SOURCE DATA:
========
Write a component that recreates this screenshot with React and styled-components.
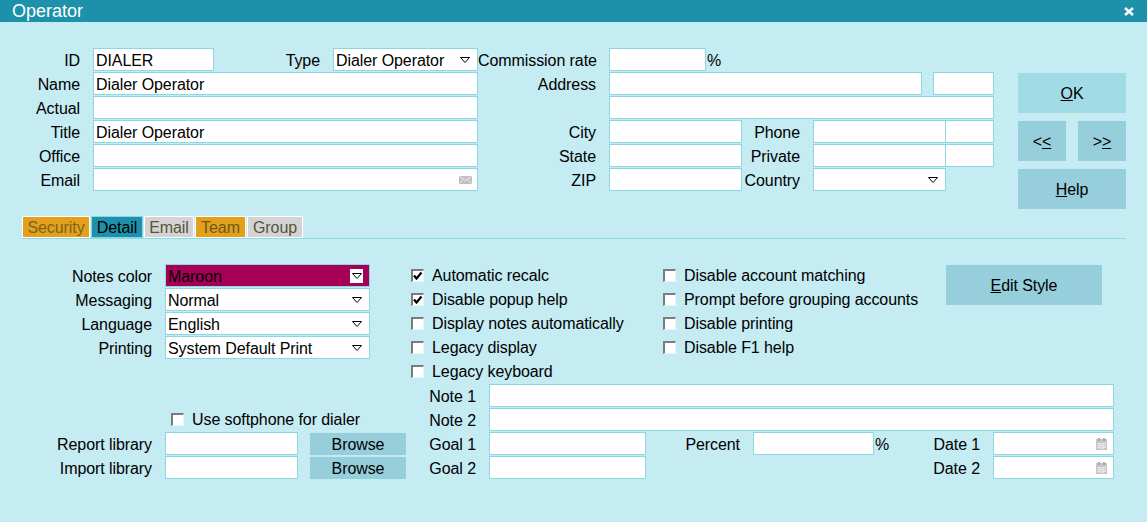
import React from 'react'
import styled, { createGlobalStyle } from 'styled-components'

const GlobalStyle = createGlobalStyle`
html, body {
  margin: 0;
  padding: 0;
  background: #c5ebf3;
}
body {
  font-family: "Liberation Sans", Arial, sans-serif;
  font-size: 16px;
  letter-spacing: -0.08px;
  color: #000;
}
`

const Window = styled.div`
width: 1147px;
height: 522px;
overflow: hidden;
background: #c5ebf3;
`

const TitleBar = styled.header`
display: flex;
justify-content: space-between;
align-items: center;
box-sizing: border-box;
height: 22px;
padding: 1px 13px 0 12px;
background: #1e91aa;
color: #fff;
font-size: 18px;
letter-spacing: 0;
`

const CloseIcon = styled.svg`
width: 10px;
height: 9px;
`

const TopForm = styled.section`
display: flex;
padding-top: 26px;
height: 194px;
box-sizing: border-box;
`

const Column = styled.div`
display: flex;
flex-direction: column;
width: ${p => p.$w}px;
`

const Row = styled.div`
display: flex;
align-items: flex-start;
height: 24px;
`

const Label = styled.label`
flex: none;
width: ${p => p.$w}px;
margin-right: 13px;
height: 23px;
line-height: 25px;
text-align: right;
white-space: nowrap;
`

const Field = styled.div`
flex: none;
display: flex;
align-items: center;
justify-content: space-between;
box-sizing: border-box;
width: ${p => p.$w}px;
height: 23px;
margin-left: ${p => p.$ml || 0}px;
padding: 0 ${p => p.$pr || 2}px 0 2px;
border: 1px solid #8dd6e4;
background: ${p => p.$bg || '#fff'};
white-space: nowrap;
`

const Value = styled.span`
padding-top: 2px;
`

const Suffix = styled.span`
height: 23px;
line-height: 25px;
margin-left: 1px;
`

const Buttons = styled.div`
display: flex;
flex-direction: column;
gap: 8px;
width: 108px;
margin: -1px 0 0 24px;
padding-top: 26px;
`

const Button = styled.button`
display: block;
flex: none;
box-sizing: border-box;
width: ${p => p.$w ? `${p.$w}px` : '100%'};
height: 40px;
padding: 2px 0 0;
border: 0;
background: ${p => p.$primary ? '#a1dce6' : '#96cfdb'};
color: #000;
font: inherit;
letter-spacing: inherit;
`

const ButtonPair = styled.div`
display: flex;
justify-content: space-between;
`

const EditButton = styled(Button)`
margin-top: 1px;
`

const Key = styled.span`
text-decoration: underline;
`

const Tabs = styled.nav`
display: flex;
align-items: flex-start;
height: 23px;
margin-left: 22px;
width: 1104px;
box-shadow: inset 0 -1px 0 #8dd6e4;
`

const Tab = styled.div`
box-sizing: border-box;
width: ${p => p.$w}px;
height: 22px;
margin-right: 1px;
line-height: 21px;
text-align: center;
border: 1px solid ${p => p.$active ? '#8dd6e4' : '#fff'};
background: ${p => p.$bg};
color: ${p => p.$fg};
`

const Detail = styled.section`
display: flex;
padding-top: 25px;
height: 145px;
box-sizing: border-box;
`

const CheckColumn = styled.div`
display: flex;
flex-direction: column;
width: ${p => p.$w}px;
`

const CheckRow = styled.label`
display: flex;
align-items: center;
height: 24px;
margin-top: -1px;
margin-bottom: 1px;
margin-left: ${p => p.$ml || 0}px;
white-space: nowrap;
`

const Box = styled.span`
flex: none;
display: flex;
align-items: center;
justify-content: center;
box-sizing: border-box;
width: 13px;
height: 13px;
margin-right: 8px;
background: #fff;
border: solid;
border-width: 2px 1px 1px 2px;
border-color: #7c7c7c #e8f6f9 #e8f6f9 #7c7c7c;
`

const Bottom = styled.section`
display: flex;
`

const ArrowWrap = styled.span`
flex: none;
display: flex;
align-items: center;
justify-content: center;
width: 13px;
height: 14px;
background: ${p => p.$chip ? '#fff' : 'transparent'};
`

const BrowseButton = styled(Button)`
width: 96px;
height: 22px;
margin: 1px 0 0 12px;
`

function Arrow({ onWhite }) {
  return (
    <ArrowWrap $chip={onWhite}>
      <svg width="10" height="6" viewBox="0 0 10 6">
        <path d="M0.5 0.5H9.5L5 5.5Z" fill="#fff" stroke="#000" strokeWidth="1" />
      </svg>
    </ArrowWrap>
  )
}

const Mail = () => (
  <svg width="13" height="8" viewBox="0 0 13 8">
    <rect width="13" height="8" fill="#c0c0c0" />
    <path d="M0.5 0.5L6.5 4.5L12.5 0.5M0.5 7.5L4.5 3.5M12.5 7.5L8.5 3.5" fill="none" stroke="#eeeeee" />
  </svg>
)

const Calendar = () => (
  <svg width="11" height="12" viewBox="0 0 11 12">
    <rect y="1" width="11" height="11" fill="#c6c6c6" />
    <rect x="2" width="2" height="3" fill="#a9a9a9" />
    <rect x="7" width="2" height="3" fill="#a9a9a9" />
    <path d="M1 5.5H10M1 7.5H10M1 9.5H10M3.5 5V11M5.5 5V11M7.5 5V11" stroke="#e8e8e8" fill="none" />
  </svg>
)

const Check = () => (
  <svg width="10" height="10" viewBox="0 0 10 10">
    <path d="M1 4.5L3.5 7.5L8.5 1.5" fill="none" stroke="#000" strokeWidth="2.2" />
  </svg>
)

const CheckItem = ({ on, children, ml }) => (
  <CheckRow $ml={ml}>
    <Box>{on && <Check />}</Box>
    <Value>{children}</Value>
  </CheckRow>
)

const leftRows = ['Name', 'Actual', 'Title', 'Office']
const values = { Name: 'Dialer Operator', Title: 'Dialer Operator' }

const selects = [
  ['Notes color', 'Maroon'],
  ['Messaging', 'Normal'],
  ['Language', 'English'],
  ['Printing', 'System Default Print'],
]

export default function App() {
  return (
    <Window>
      <GlobalStyle />
      <TitleBar>
        <span>Operator</span>
        <CloseIcon viewBox="0 0 10 9">
          <path d="M1 1L9 8M9 1L1 8" stroke="#fff" strokeWidth="2.4" fill="none" />
        </CloseIcon>
      </TitleBar>

      <TopForm>
        <Column $w={478}>
          <Row>
            <Label $w={80}>ID</Label>
            <Field $w={121}><Value>DIALER</Value></Field>
            <Label $w={106}>Type</Label>
            <Field $w={145} $pr={6}><Value>Dialer Operator</Value><Arrow /></Field>
          </Row>
          {leftRows.map(name => (
            <Row key={name}>
              <Label $w={80}>{name}</Label>
              <Field $w={385}><Value>{values[name]}</Value></Field>
            </Row>
          ))}
          <Row>
            <Label $w={80}>Email</Label>
            <Field $w={385} $pr={5}><span /><Mail /></Field>
          </Row>
        </Column>

        <Column $w={516}>
          <Row>
            <Label $w={118}>Commission rate</Label>
            <Field $w={97} />
            <Suffix>%</Suffix>
          </Row>
          <Row>
            <Label $w={118}>Address</Label>
            <Field $w={313} />
            <Field $w={61} $ml={11} />
          </Row>
          <Row>
            <Label $w={118} />
            <Field $w={385} />
          </Row>
          <Row>
            <Label $w={118}>City</Label>
            <Field $w={133} />
            <Label $w={58}>Phone</Label>
            <Field $w={133} />
            <Field $w={49} $ml={-1} />
          </Row>
          <Row>
            <Label $w={118}>State</Label>
            <Field $w={133} />
            <Label $w={58}>Private</Label>
            <Field $w={133} />
            <Field $w={49} $ml={-1} />
          </Row>
          <Row>
            <Label $w={118}>ZIP</Label>
            <Field $w={133} />
            <Label $w={58}>Country</Label>
            <Field $w={133} $pr={6}><span /><Arrow /></Field>
          </Row>
        </Column>

        <Buttons>
          <Button $primary><Key>O</Key>K</Button>
          <ButtonPair>
            <Button $w={48}>&lt;<Key>&lt;</Key></Button>
            <Button $w={48}>&gt;<Key>&gt;</Key></Button>
          </ButtonPair>
          <Button><Key>H</Key>elp</Button>
        </Buttons>
      </TopForm>

      <Tabs>
        <Tab $w={68} $bg="#e5a01b" $fg="#7a6420">Security</Tab>
        <Tab $w={52} $bg="#1e91aa" $fg="#000" $active>Detail</Tab>
        <Tab $w={50} $bg="#d3d3d3" $fg="#55553c">Email</Tab>
        <Tab $w={51} $bg="#e5a01b" $fg="#6a5a20">Team</Tab>
        <Tab $w={56} $bg="#d3d3d3" $fg="#55553c">Group</Tab>
      </Tabs>

      <Detail>
        <Column $w={411}>
          {selects.map(([label, value], i) => (
            <Row key={label}>
              <Label $w={152}>{label}</Label>
              <Field $w={205} $pr={6} $bg={i === 0 ? '#a50055' : '#fff'}>
                <Value>{value}</Value>
                <Arrow onWhite={i === 0} />
              </Field>
            </Row>
          ))}
        </Column>
        <CheckColumn $w={252}>
          <CheckItem on>Automatic recalc</CheckItem>
          <CheckItem on>Disable popup help</CheckItem>
          <CheckItem>Display notes automatically</CheckItem>
          <CheckItem>Legacy display</CheckItem>
          <CheckItem>Legacy keyboard</CheckItem>
        </CheckColumn>
        <CheckColumn $w={283}>
          <CheckItem>Disable account matching</CheckItem>
          <CheckItem>Prompt before grouping accounts</CheckItem>
          <CheckItem>Disable printing</CheckItem>
          <CheckItem>Disable F1 help</CheckItem>
        </CheckColumn>
        <EditButton $w={156}><Key>E</Key>dit Style</EditButton>
      </Detail>

      <Bottom>
        <Column $w={418}>
          <Row />
          <Row>
            <CheckItem ml={171}>Use softphone for dialer</CheckItem>
          </Row>
          <Row>
            <Label $w={152}>Report library</Label>
            <Field $w={133} />
            <BrowseButton>Browse</BrowseButton>
          </Row>
          <Row>
            <Label $w={152}>Import library</Label>
            <Field $w={133} />
            <BrowseButton>Browse</BrowseButton>
          </Row>
        </Column>
        <Column $w={696}>
          <Row>
            <Label $w={58}>Note 1</Label>
            <Field $w={625} />
          </Row>
          <Row>
            <Label $w={58}>Note 2</Label>
            <Field $w={625} />
          </Row>
          <Row>
            <Label $w={58}>Goal 1</Label>
            <Field $w={157} />
            <Label $w={94}>Percent</Label>
            <Field $w={121} />
            <Suffix>%</Suffix>
            <Label $w={91}>Date 1</Label>
            <Field $w={121} $pr={6}><span /><Calendar /></Field>
          </Row>
          <Row>
            <Label $w={58}>Goal 2</Label>
            <Field $w={157} />
            <Label $w={334}>Date 2</Label>
            <Field $w={121} $pr={6}><span /><Calendar /></Field>
          </Row>
        </Column>
      </Bottom>
    </Window>
  )
}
========
BRIEF: Every line that holds the word "components" should be extracted.

RESPONSE:
Write a component that recreates this screenshot with React and styled-components.
import styled, { createGlobalStyle } from 'styled-components'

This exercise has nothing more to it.